Where analytic continuation shows up

• Particle physics — dimensional regularization. Loop integrals in d = 4 spacetime dimensions diverge; in d = 4 − 2ε they converge for small ε > 0. Compute the integral as a meromorphic function of d, expand around d = 4, isolate the 1/ε pole, subtract via renormalization. Standard procedure since 't Hooft and Veltman, used in every QED, QCD, and standard model calculation.
• Number theory — Riemann hypothesis. The behavior of analytically continued ζ(s) controls prime distribution. RH says all nontrivial zeros lie on Re(s) = 1/2; assuming RH, the prime counting function π(x) = li(x) + O(√x log x) — the optimal error. Trillions of zeros computed satisfy RH; a proof is the Clay Millennium Problem.
• Cosmology — Casimir energy. The vacuum energy between two plates in QED is ⟨E⟩ ∝ Σ ωₙ; the sum diverges. ζ-function regularization defines ⟨E⟩ = (1/2) ζ(−1) · (ω-scale) = −1/24 · (scale), giving the experimentally verified attractive Casimir force. Vacuum energies in compact extra dimensions follow the same template.
• Statistical physics — Lee-Yang theorem. The grand partition function Z(z) of a lattice gas is a polynomial in fugacity z; Lee and Yang showed its zeros lie on |z| = 1 for ferromagnetic Ising models. Phase transitions correspond to zeros accumulating on the positive real axis as system size grows.
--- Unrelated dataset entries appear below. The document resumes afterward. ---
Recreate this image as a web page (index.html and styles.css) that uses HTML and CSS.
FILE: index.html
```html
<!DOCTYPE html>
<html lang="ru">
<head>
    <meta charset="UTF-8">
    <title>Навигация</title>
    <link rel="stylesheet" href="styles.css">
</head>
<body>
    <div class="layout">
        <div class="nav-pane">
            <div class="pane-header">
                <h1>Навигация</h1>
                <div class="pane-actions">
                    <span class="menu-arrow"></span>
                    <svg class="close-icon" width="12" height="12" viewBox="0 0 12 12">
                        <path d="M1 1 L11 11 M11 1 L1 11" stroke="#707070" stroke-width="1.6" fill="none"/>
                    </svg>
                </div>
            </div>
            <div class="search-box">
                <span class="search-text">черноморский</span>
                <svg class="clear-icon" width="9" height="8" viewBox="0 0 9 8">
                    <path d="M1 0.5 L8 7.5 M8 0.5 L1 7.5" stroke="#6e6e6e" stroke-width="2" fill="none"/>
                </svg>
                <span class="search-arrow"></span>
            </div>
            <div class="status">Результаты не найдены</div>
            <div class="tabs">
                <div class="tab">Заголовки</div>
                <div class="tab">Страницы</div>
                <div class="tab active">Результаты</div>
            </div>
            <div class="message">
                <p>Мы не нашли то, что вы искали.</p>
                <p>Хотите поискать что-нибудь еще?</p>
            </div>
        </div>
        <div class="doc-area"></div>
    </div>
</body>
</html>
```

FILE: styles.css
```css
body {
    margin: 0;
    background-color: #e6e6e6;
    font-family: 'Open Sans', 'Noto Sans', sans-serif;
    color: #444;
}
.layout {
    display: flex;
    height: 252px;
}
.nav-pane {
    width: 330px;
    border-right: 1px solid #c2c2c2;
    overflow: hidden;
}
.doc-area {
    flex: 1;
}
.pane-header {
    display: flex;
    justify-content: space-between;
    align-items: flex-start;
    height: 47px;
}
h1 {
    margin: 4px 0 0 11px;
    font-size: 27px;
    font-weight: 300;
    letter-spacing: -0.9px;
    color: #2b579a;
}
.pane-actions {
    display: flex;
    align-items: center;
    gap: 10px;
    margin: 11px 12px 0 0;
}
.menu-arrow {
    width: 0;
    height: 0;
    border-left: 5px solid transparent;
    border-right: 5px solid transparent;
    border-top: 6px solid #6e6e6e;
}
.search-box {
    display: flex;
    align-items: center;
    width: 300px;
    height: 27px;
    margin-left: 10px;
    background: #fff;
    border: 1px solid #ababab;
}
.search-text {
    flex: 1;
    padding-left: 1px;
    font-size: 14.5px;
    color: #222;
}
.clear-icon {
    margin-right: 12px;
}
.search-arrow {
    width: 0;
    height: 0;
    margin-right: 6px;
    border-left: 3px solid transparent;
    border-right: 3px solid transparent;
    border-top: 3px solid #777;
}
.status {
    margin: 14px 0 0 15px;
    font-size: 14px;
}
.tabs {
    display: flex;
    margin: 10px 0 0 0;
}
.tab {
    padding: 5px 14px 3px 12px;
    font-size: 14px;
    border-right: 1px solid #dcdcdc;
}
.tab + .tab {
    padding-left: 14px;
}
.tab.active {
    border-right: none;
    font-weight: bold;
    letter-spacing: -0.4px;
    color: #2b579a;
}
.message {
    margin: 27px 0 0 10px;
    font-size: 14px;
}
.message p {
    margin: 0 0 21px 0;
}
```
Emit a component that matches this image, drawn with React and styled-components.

Z(z) extended to complex z is the analytic continuation; its zero locus is the physics.
• Combinatorics — singularity analysis. Generating functions F(z) = Σ aₙ zⁿ are continued past R; aₙ ∼ (singular term) · (radius)^{−n} · n^{−α} · log^β n with exponents α, β extracted from the dominant singularity of F. Flajolet-Sedgewick, "Analytic Combinatorics" (2009), is the canonical reference.
• Quantum mechanics — resonances. The Hamiltonian H of a metastable state has real eigenvalues for bound states. Resonances correspond to poles of the resolvent (z − H)⁻¹ continued past the real axis to a second sheet of a Riemann surface; the imaginary parts give decay rates. Complex scaling methods (Aguilar-Balslev-Combes) compute these continuations numerically.